Он совершенно не заметил в те дни разъедающего, разрушительного свойства приятных мечтаний о том, как, вот, Драйера хватит кондрашка. Слепо и беззаботно он вступал в бред. Последующие свидания с Мартой были как будто такие же естественные, ласковые, как и предыдущие. Не подобно тому, как в этой простенькой квартире со старой скромной мебелью, с капустообразными цветами на обоях, с наивно-темным коридором, хозяином был старичок бесповоротно, хоть и незаметно, сошедший с ума, – в них, в этих свиданиях, таилось теперь нечто странное, – жутковатое и стыдное на первых порах, но уже увлекательное, уже всесильное. Что бы Марта ни говорила, как бы нежно ни улыбалась, Франц в каждом ее слове и взгляде чуял неотразимый намек. Они были, как наследники, сидящие в полутемной комнате, за стеной которой вот-вот должен испустить дух обреченный богатей; можно было говорить о пустяках, о близком Рождестве, о том, что теперь в магазине уйма работы, – лыжи и всякие шерстяные вещи идут превосходно – можно было обо всем говорить, – правда, чуть глуше, чем обыкновенно, – но слух напряжен, в глазах неверный блеск, затаенная мысль не дает покою: ждешь, ждешь, что вот выйдет оттуда на цыпочках и красноречиво вздохнет хмурый доктор, – и в пройме двери будет видна спина аббата, склонившегося над белой, белой постелью.

Бессмысленное ожидание. Марта знала, отлично, что как будто никогда и зубы у него не болели, никогда не бывало насморка. Потому особенно было для нее раздражительно, когда, накануне праздников, она сама простудилась, сухо и мучительно кашляла, потела по ночам, днем же бродила сама не своя, одурманенная простудой, с тяжелой головой, с жужжанием в ушах. К Рождеству ей не полегчало. Все же она надела вечером открытое легчайшее платье, пламенного цвета, с глубоким вырезом на спине, – и, оглушенная аспирином, стараясь ударами воли прогнать недуг, следила за изготовлением крюшона, за убранством стола, за румяной дымящей деятельностью кухарки.

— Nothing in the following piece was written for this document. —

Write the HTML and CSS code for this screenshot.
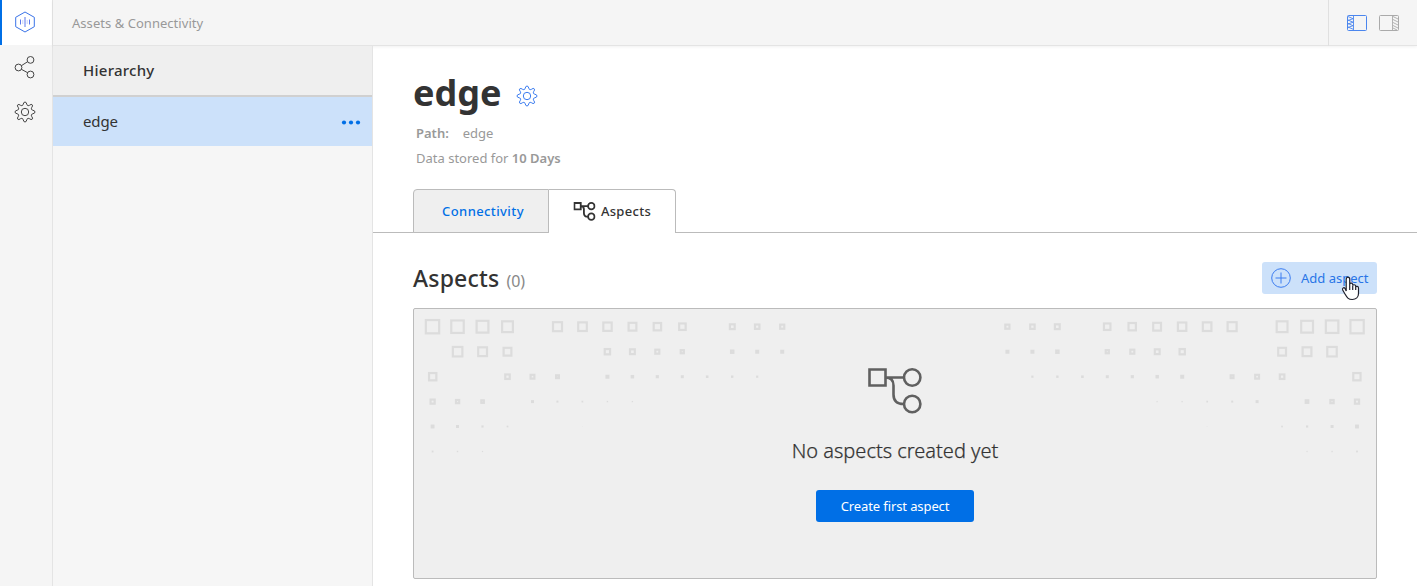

В гостиной, упираясь венцом в потолок, вся опутанная легким серебром, вся в электрических, еще незажженных лампочках, стояла свежая, пышная елка, равнодушная к своему шутовскому наряду. Между гостиной и передней, в проходном холле, где было светло и пустовато, где среди плетеной мебели тепличной тишиной дышали цветущие растения, где за решеткой искусственного камина пылал мандариновый жар, Драйер, в ожидании гостей, читал английскую книжку. Он шевелил губами и частенько заглядывал в толстенький словарь. Марта прошла мимо него, и, не зная, что с собой делать в это длительное затишье перед первым звонком, села поодаль и, чуть отделив ступню от пола, стала разглядывать, так и эдак, яркую, острую туфлю. Была невозможная тишина. Драйер уронил словарь и, хрустнув щедрым крахмалом рубашки, поднял его, не отрывая взгляда от книги. Она чувствовала в груди духоту. Ей показалось, что просто кашлем этой духоты не разрядить; только одно сразу все разрешило бы и облегчило: если б вдруг исчез вон тот большой, желтоусый человек в смокинге. Острота ее ненависти дошла внезапно до такой степени проницательности, что на одно мгновение ей померещилось: его кресло пусто. Но дугой просверкнула запонка, он захлопнул словарь и проговорил, исподлобья ей улыбаясь: «Боже мой, как ты простужена; я отсюда слышу, как у тебя внутри все посвистывает».